[STATED PROBLEM]: Of the lines listed below, how many contain the string "screenshot"? Answer with the number alone.

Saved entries
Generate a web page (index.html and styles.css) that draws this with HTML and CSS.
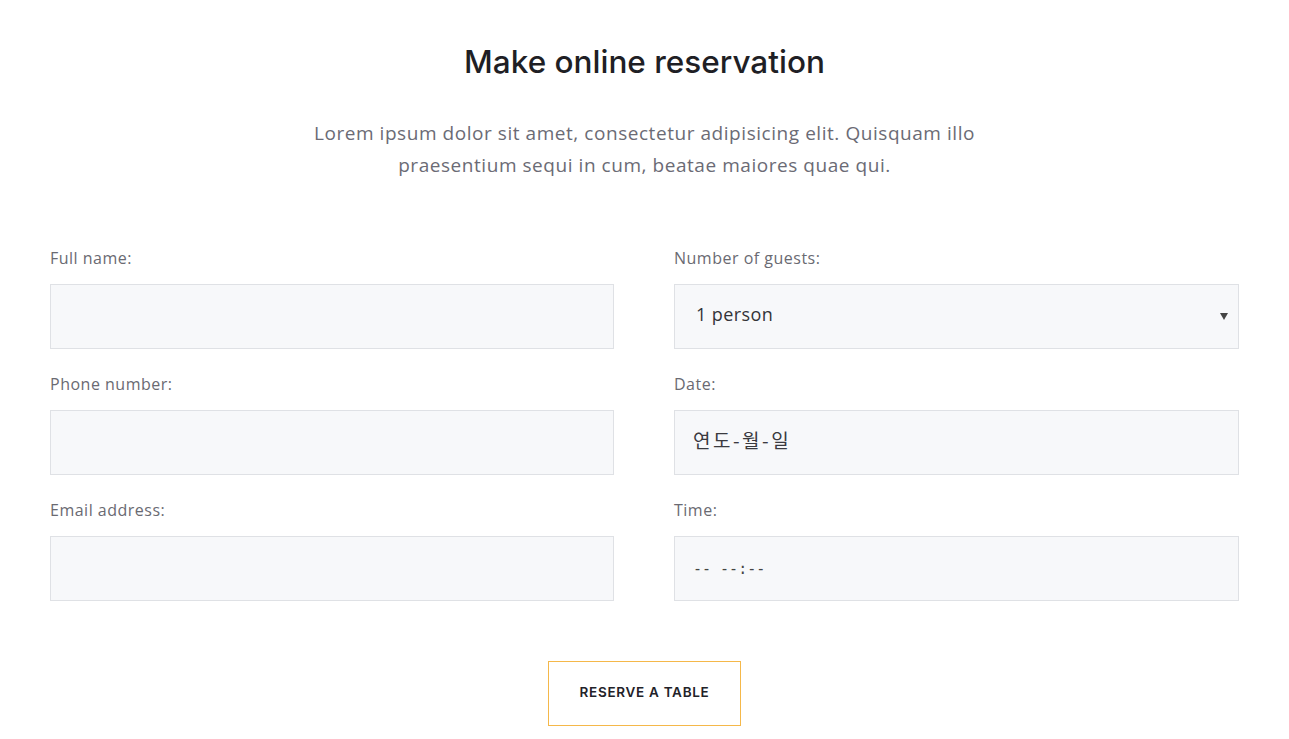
FILE: index.html
```html
<!DOCTYPE html>
<html lang="en">
<head>
<meta charset="utf-8">
<title>Make online reservation</title>
<link rel="stylesheet" href="styles.css">
</head>
<body>
<section class="reservation">
  <h1 class="title">Make online reservation</h1>
  <p class="intro">Lorem ipsum dolor sit amet, consectetur adipisicing elit. Quisquam illo praesentium sequi in cum, beatae maiores quae qui.</p>
  <form class="form">
    <div class="col">
      <div class="group">
        <label class="label">Full name:</label>
        <div class="field"></div>
      </div>
      <div class="group">
        <label class="label">Phone number:</label>
        <div class="field"></div>
      </div>
      <div class="group">
        <label class="label">Email address:</label>
        <div class="field"></div>
      </div>
    </div>
    <div class="col">
      <div class="group">
        <label class="label">Number of guests:</label>
        <div class="field select"><span class="value">1 person</span><span class="arrow"></span></div>
      </div>
      <div class="group">
        <label class="label">Date:</label>
        <div class="field"><span class="value ko">연도-월-일</span></div>
      </div>
      <div class="group">
        <label class="label">Time:</label>
        <div class="field"><span class="value mono">-- --:--</span></div>
      </div>
    </div>
  </form>
  <div class="actions">
    <button class="btn" type="button">RESERVE A TABLE</button>
  </div>
</section>
</body>
</html>
```
FILE: styles.css
```css
* { box-sizing: border-box; }
html, body { margin: 0; padding: 0; background: #fff; }
body { font-family: "Open Sans", "Liberation Sans", sans-serif; }

.reservation {
  padding: 38px 50px 0 50px;
}
.title {
  margin: 0;
  text-align: center;
  font-family: "Inter", sans-serif;
  font-weight: 500;
  font-size: 31.5px;
  line-height: 48px;
  color: #1f1f25;
}
.intro {
  max-width: 700px;
  margin: 31px auto 0;
  text-align: center;
  font-size: 19px;
  line-height: 32px;
  letter-spacing: 0.55px;
  color: #6b6b75;
}
.form {
  display: grid;
  grid-template-columns: 564px 565px;
  column-gap: 60px;
  margin-top: 66px;
}
.group { margin-bottom: 24px; }
.label {
  display: block;
  font-size: 16px;
  line-height: 22px;
  letter-spacing: 0.5px;
  color: #6a6a72;
  margin-bottom: 15px;
}
.field {
  height: 65px;
  background: #f7f8fa;
  border: 1px solid #dfe1e5;
  display: flex;
  align-items: center;
  padding: 0 21px;
  position: relative;
}
.value {
  font-size: 18px;
  letter-spacing: 0.4px;
  color: #333338;
  position: relative;
  top: -3px;
}
.ko {
  font-family: "Noto Sans CJK KR", sans-serif;
  font-size: 19px;
  letter-spacing: 2.5px;
  color: #3a3a3f;
  margin-left: -3px;
}
.mono {
  font-family: "DejaVu Sans Mono", monospace;
  font-size: 15px;
  letter-spacing: 0;
  color: #444;
  margin-left: -3px;
  top: 0;
}
.arrow {
  position: absolute;
  right: 10px;
  top: 28px;
  width: 0;
  height: 0;
  border-left: 4px solid transparent;
  border-right: 4px solid transparent;
  border-top: 7px solid #444;
}
.actions {
  display: flex;
  justify-content: center;
  margin-top: 36px;
}
.btn {
  width: 193px;
  height: 65px;
  padding: 0 0 3px;
  background: #fff;
  border: 1px solid #f5b84a;
  font-family: "Inter", sans-serif;
  font-weight: 600;
  font-size: 13.5px;
  letter-spacing: 0.7px;
  color: #222228;
  cursor: pointer;
}
```
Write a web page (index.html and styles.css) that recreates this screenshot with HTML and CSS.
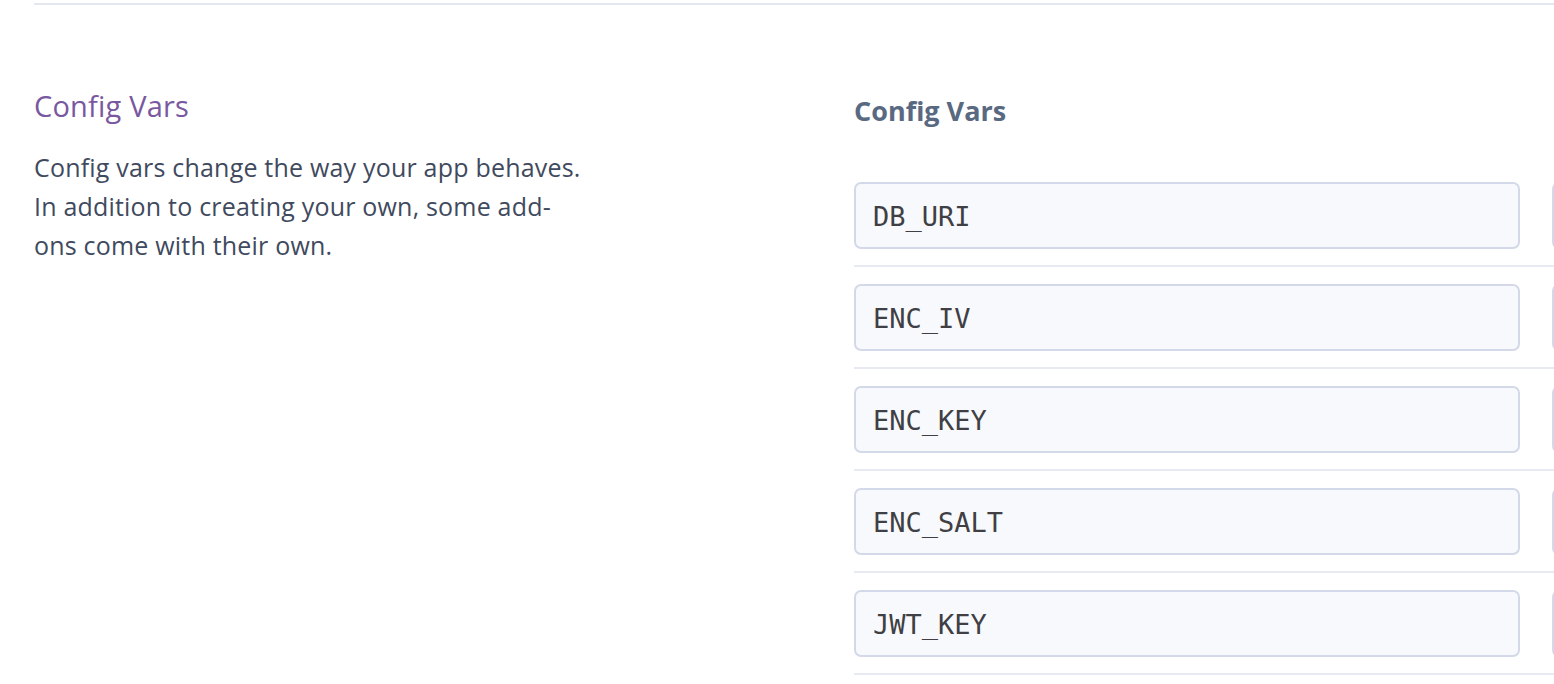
FILE: index.html
```html
<!DOCTYPE html>
<html>
<head>
<meta charset="utf-8">
<link rel="stylesheet" href="styles.css">
</head>
<body>
<div class="page">
  <div class="top-rule"></div>
  <section class="settings">
    <div class="intro">
      <h2 class="intro-title">Config Vars</h2>
      <p class="intro-text">Config vars change the way your app behaves. In addition to creating your own, some add-ons come with their own.</p>
    </div>
    <div class="panel">
      <h3 class="panel-title">Config Vars</h3>
      <div class="rows">
        <div class="row"><div class="field key">DB_URI</div><div class="field value"></div></div>
        <div class="row"><div class="field key">ENC_IV</div><div class="field value"></div></div>
        <div class="row"><div class="field key">ENC_KEY</div><div class="field value"></div></div>
        <div class="row"><div class="field key">ENC_SALT</div><div class="field value"></div></div>
        <div class="row"><div class="field key">JWT_KEY</div><div class="field value"></div></div>
      </div>
    </div>
  </section>
</div>
</body>
</html>
```

FILE: styles.css
```css
html, body {
  margin: 0;
  padding: 0;
  background: #ffffff;
  overflow: hidden;
}
body {
  font-family: "Open Sans", "Liberation Sans", sans-serif;
  width: 1554px;
  height: 684px;
}
.page {
  padding-left: 34px;
}
.top-rule {
  margin-top: 3px;
  height: 2px;
  background: #e3e7f1;
}
.settings {
  display: grid;
  grid-template-columns: 820px 1fr;
  padding-top: 83px;
}
.intro-title {
  margin: 0;
  font-weight: 400;
  font-size: 29px;
  line-height: 36px;
  letter-spacing: 0.2px;
  color: #79589f;
}
.intro-text {
  margin: 24px 0 0;
  width: 553px;
  font-size: 25px;
  line-height: 39px;
  letter-spacing: 0.2px;
  color: #3f4a5e;
}
.panel {
  overflow: hidden;
}
.panel-title {
  margin: 5px 0 0;
  font-size: 27px;
  line-height: 36px;
  font-weight: 700;
  color: #596981;
}
.rows {
  margin-top: 36px;
}
.row {
  display: flex;
  gap: 32px;
  padding: 17px 0 16px;
  border-bottom: 2px solid #e7eaf2;
}
.field {
  box-sizing: border-box;
  height: 67px;
  border: 2px solid #d3d9e8;
  border-radius: 7px;
  background: #f8f9fc;
  flex-shrink: 0;
  font-family: "DejaVu Sans Mono", "Liberation Mono", monospace;
  font-size: 27px;
  line-height: 65px;
  color: #3f3f44;
  padding-left: 17px;
}
.key {
  width: 666px;
}
.value {
  width: 600px;
}
```
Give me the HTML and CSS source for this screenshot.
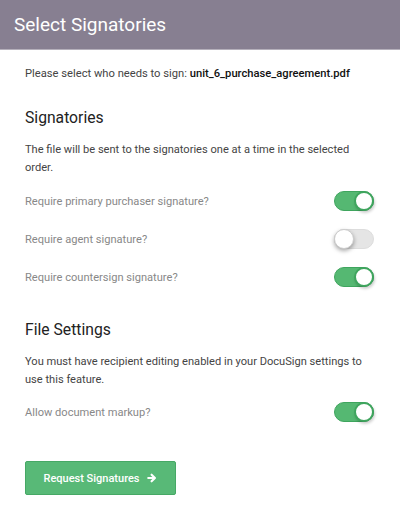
FILE: index.html
```html
<!DOCTYPE html>
<html lang="en">
<head>
    <meta charset="UTF-8">
    <meta name="viewport" content="width=device-width, initial-scale=1.0">
    <title>Select Signatories</title>
    <link rel="stylesheet" href="styles.css">
</head>
<body>

    <!-- Header -->
    <div class="header">
        <h1>Select Signatories</h1>
    </div>

    <div class="content">
        <p class="intro">Please select who needs to sign: <b>unit_6_purchase_agreement.pdf</b></p>

        <!-- Signatories -->
        <h2>Signatories</h2>
        <p class="note">The file will be sent to the signatories one at a time in the selected order.</p>

        <div class="row">
            <span>Require primary purchaser signature?</span>
            <span class="switch on"></span>
        </div>
        <div class="row">
            <span>Require agent signature?</span>
            <span class="switch"></span>
        </div>
        <div class="row">
            <span>Require countersign signature?</span>
            <span class="switch on"></span>
        </div>

        <!-- File Settings -->
        <h2 class="second">File Settings</h2>
        <p class="note">You must have recipient editing enabled in your DocuSign settings to use this feature.</p>

        <div class="row">
            <span>Allow document markup?</span>
            <span class="switch on"></span>
        </div>

        <button class="submit">Request Signatures
            <svg width="10" height="10" viewBox="0 0 12 12"><path d="M1.5 6h7.5M5.5 2l4 4-4 4" stroke="#fff" stroke-width="2.6" fill="none" stroke-linecap="round" stroke-linejoin="round"/></svg>
        </button>
    </div>

</body>
</html>
```

FILE: styles.css
```css
body {
    margin: 0;
    padding: 0;
    font-family: Roboto, "Liberation Sans", sans-serif;
    background: white;
    color: #333;
}

.header {
    background: #877f91;
    height: 49px;
    border-bottom: 1px solid #b5b0bb;
    display: flex;
    align-items: center;
    padding: 0 14px;
}

.header h1 {
    margin: 0;
    color: white;
    font-size: 19px;
    font-weight: 400;
}

.content {
    padding: 16px 25px 0 25px;
}

.intro {
    margin: 0;
    font-size: 11.2px;
    line-height: 16px;
    color: #444;
}

.intro b {
    font-weight: 500;
    color: #111;
}

h2 {
    margin: 25px 0 0 0;
    font-size: 15.7px;
    font-weight: 400;
    line-height: 22px;
    color: #222;
}

h2.second {
    margin-top: 23px;
}

.note {
    margin: 12px 0 5px 0;
    font-size: 11.1px;
    line-height: 18px;
    color: #444;
}

.second + .note {
    margin-bottom: 4px;
}

.row {
    display: flex;
    justify-content: space-between;
    align-items: center;
    height: 38px;
    font-size: 11.1px;
    color: #888;
}

/* Toggle switch */
.switch {
    position: relative;
    width: 40px;
    height: 20px;
    border-radius: 10px;
    background: #e5e5e5;
    box-sizing: border-box;
    border: 1px solid #ddd;
    margin-right: 1px;
}

.switch::after {
    content: "";
    position: absolute;
    top: -1px;
    left: -1px;
    width: 20px;
    height: 20px;
    border-radius: 50%;
    background: white;
    box-sizing: border-box;
    border: 1px solid #ccc;
    box-shadow: 0 2px 4px rgba(0,0,0,0.35);
}

.switch.on {
    background: #55b872;
    border-color: #3fa55e;
}

.switch.on::after {
    left: auto;
    right: -1px;
    border: 2px solid #3fa55e;
    box-shadow: 1px 2px 3px rgba(0,0,0,0.2);
}

.submit {
    margin-top: 30px;
    width: 151px;
    height: 34px;
    background: #58b977;
    border: 1px solid #46a865;
    border-radius: 2px;
    color: white;
    font-family: Roboto, "Liberation Sans", sans-serif;
    font-size: 11px;
    font-weight: 500;
    display: flex;
    align-items: center;
    justify-content: center;
    gap: 8px;
    cursor: pointer;
}
```
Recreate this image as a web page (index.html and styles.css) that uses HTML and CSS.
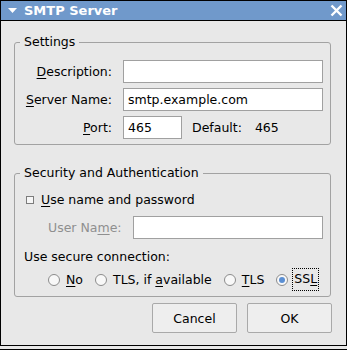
FILE: index.html
```html
<!DOCTYPE html>
<html lang="en">
  <head>
    <meta charset="utf-8">
    <meta name="viewport" content="width=device-width, initial-scale=1">
    <link rel="stylesheet" href="styles.css">
  </head>

  <body>
    <div class="window">

      <div class="titlebar">
        <svg class="menu_arrow" width="9" height="6" viewBox="0 0 9 6">
          <path d="M0 0 H9 L4.5 5 Z" fill="#fff"/>
        </svg>
        <span class="title">SMTP Server</span>
        <svg class="close_btn" width="13" height="13" viewBox="0 0 13 13">
          <path d="M1.5 1.5 L11.5 11.5 M11.5 1.5 L1.5 11.5" stroke="#fff" stroke-width="2.4"/>
        </svg>
      </div>

      <div class="content">

        <fieldset class="group">
          <legend>Settings</legend>
          <div class="form_grid">
            <label class="field_label"><u>D</u>escription:</label>
            <input class="entry" type="text">

            <label class="field_label"><u>S</u>erver Name:</label>
            <input class="entry" type="text" value="smtp.example.com">

            <label class="field_label"><u>P</u>ort:</label>
            <div class="port_row">
              <input class="entry port" type="text" value="465">
              <span class="default_label">Default:</span>
              <span class="default_value">465</span>
            </div>
          </div>
        </fieldset>

        <fieldset class="group security">
          <legend>Security and Authentication</legend>

          <div class="check_row">
            <span class="checkbox"></span>
            <span><u>U</u>se name and password</span>
          </div>

          <div class="user_row">
            <label class="user_label">User Na<u>m</u>e:</label>
            <input class="entry" type="text" disabled>
          </div>

          <div class="secure_label">Use secure connection:</div>

          <div class="radio_row">
            <span class="radio_item"><span class="radio"></span><span class="radio_text"><u>N</u>o</span></span>
            <span class="radio_item"><span class="radio"></span><span class="radio_text">TLS, if <u>a</u>vailable</span></span>
            <span class="radio_item"><span class="radio"></span><span class="radio_text"><u>T</u>LS</span></span>
            <span class="radio_item"><span class="radio checked"></span><span class="radio_text focused">SS<u>L</u></span></span>
          </div>
        </fieldset>

        <div class="buttons">
          <button>Cancel</button>
          <button>OK</button>
        </div>

      </div>
    </div>
    <div class="below"></div>
  </body>

</html>
```

FILE: styles.css
```css
html {
  width: 100%;
  height: 100%;
}

body {
  margin: 0;
  background-color: #e8e8e8;
  font-family: 'DejaVu Sans', sans-serif;
  font-size: 12.5px;
  line-height: 16px;
  color: #000;
}

u {
  text-underline-offset: 2px;
}

.window {
  width: 347px;
  height: 346px;
  box-sizing: border-box;
  border: 1px solid #000;
  display: flex;
  flex-direction: column;
}

.titlebar {
  height: 20px;
  box-sizing: border-box;
  background-color: #7099cb;
  border-bottom: 1px solid #000;
  display: flex;
  align-items: center;
  color: #fff;
}

.menu_arrow {
  margin-left: 7px;
  margin-top: 1px;
}

.title {
  margin-left: 7px;
  font-size: 13px;
  font-weight: bold;
  flex: 1;
}

.close_btn {
  margin-right: 3px;
}

.content {
  flex: 1;
  padding: 13px 15px 0 13px;
  display: flex;
  flex-direction: column;
}

.group {
  margin: 0;
  min-width: 0;
  border: 1px solid #a2a2a2;
  border-radius: 3px;
  padding: 10px 7px 5px 5px;
}

.group legend {
  padding: 0 4px;
  line-height: 16px;
}

.form_grid {
  display: grid;
  grid-template-columns: 88px 1fr;
  column-gap: 11px;
  row-gap: 5px;
  padding-left: 4px;
  align-items: center;
}

.field_label {
  text-align: right;
  white-space: nowrap;
}

.entry {
  height: 23px;
  box-sizing: border-box;
  border: 1px solid #a0a0a0;
  background: #fff;
  padding: 0 4px;
  margin: 0;
  font-family: 'DejaVu Sans', sans-serif;
  font-size: 12.5px;
  color: #000;
  outline: none;
  min-width: 0;
}

.port_row {
  display: flex;
  align-items: center;
}

.entry.port {
  width: 59px;
}

.default_label {
  margin-left: 10px;
}

.default_value {
  margin-left: 13px;
}

.security {
  margin-top: 20px;
  padding-top: 11px;
}

.check_row {
  display: flex;
  align-items: center;
  padding-left: 6px;
}

.checkbox {
  width: 8px;
  height: 8px;
  box-sizing: border-box;
  border: 1px solid #7c7c7c;
  background: #f6f6f6;
  margin-right: 7px;
}

.user_row {
  display: flex;
  align-items: center;
  margin-top: 8px;
  padding-left: 28px;
}

.user_label {
  width: 85px;
  flex: none;
  color: #8f8f8f;
}

.user_row .entry {
  flex: 1;
}

.secure_label {
  margin-top: 10px;
  padding-left: 4px;
}

.radio_row {
  display: flex;
  align-items: center;
  gap: 12px;
  margin-top: 3px;
  padding-left: 28px;
  height: 23px;
}

.radio_item {
  display: flex;
  align-items: center;
}

.radio {
  width: 12px;
  height: 12px;
  box-sizing: border-box;
  border: 1px solid #8c8c8c;
  border-radius: 50%;
  background: #f8f8f8;
  display: flex;
  align-items: center;
  justify-content: center;
}

.radio.checked::after {
  content: "";
  width: 6px;
  height: 6px;
  border-radius: 50%;
  background: #5b8fd3;
}

.radio_text {
  margin-left: 6px;
}

.radio_text.focused {
  margin-left: 4px;
  padding: 2px 1px 3px 1px;
  border: 1px dotted #000;
}

.buttons {
  display: flex;
  justify-content: flex-end;
  gap: 10px;
  margin-top: 6px;
  margin-right: -1px;
}

button {
  width: 85px;
  height: 30px;
  box-sizing: border-box;
  border: 1px solid #a9a9a9;
  border-radius: 2px;
  background-color: #eeeeee;
  font-family: 'DejaVu Sans', sans-serif;
  font-size: 12.5px;
  color: #000;
  padding: 0;
}

.below {
  width: 347px;
  height: 4px;
  box-sizing: border-box;
  border-bottom: 1px solid #000;
}
```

[EXERCISE ANSWER]: 2